Seminar participants will learn about how the world of professional writing “works” (both historical and current) AND they will also learn how to teach professional writing courses to undergraduates. Upon completion of the course, participants will be ready to teach an undergraduate course in professional, technical, or business writing and they should also have some important skills that would make them viable candidates for positions in professional writing positions.

ENGL 6700-001: Seminar in Major Authors: Jane Austen and the Bröntes

Instructor: Jean Marsden

This course is designed to offer an in-depth study of some of the most important novelists of the nineteenth century: Jane Austen and the Brönte sisters. The bulk of the reading will consist of the major novels (Austen’s entire published corpus, Charlotte Brönte’s major novels, one of Anne Brönte’s works, and Emily Brönte’s only novel), supplemented by selected scholarly work and historical context. As all four writers explored issues specifically related to female experience, particular attention will be paid to issues related to the status of women in the nineteenth century.

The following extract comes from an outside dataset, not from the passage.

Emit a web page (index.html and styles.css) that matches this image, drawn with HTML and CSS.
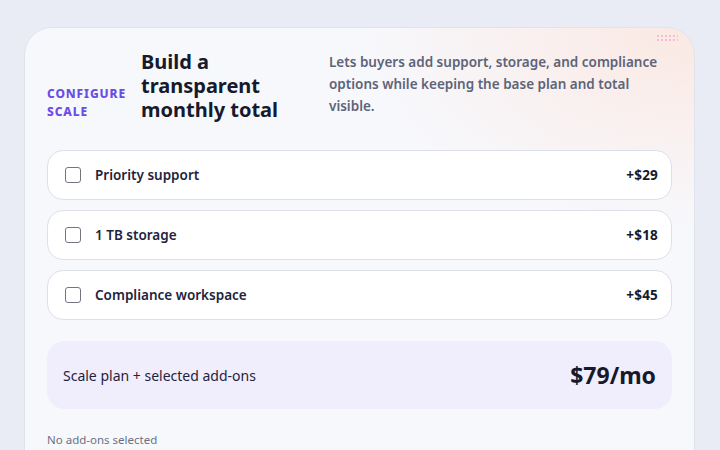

ENGL 6750-001: Seminar in Language and Literature: Edges of Personhood

Instructor: Fiona Somerset

This course aims to engage with the interests of students in rhet/comp as well as a range of historical and contemporary fields by inviting them to critique Western post-Enlightenment understandings of the self. In conversation with queer theory, critical race studies, and ecocriticism, we will read literary works that interrogate the limits post-Enlightenment Western culture has placed on personhood in order to deny it to (for example) women, slaves and the underclass, people of color, non-Christians, and animals.We will begin with Erin Lynn’s extraordinary poem Grendel’s Mother to the Spear Danes, and go on to read other poetry, music, and a limited selection of longer works (because reading loads should be manageable in this difficult year). Readings will largely be selected by students.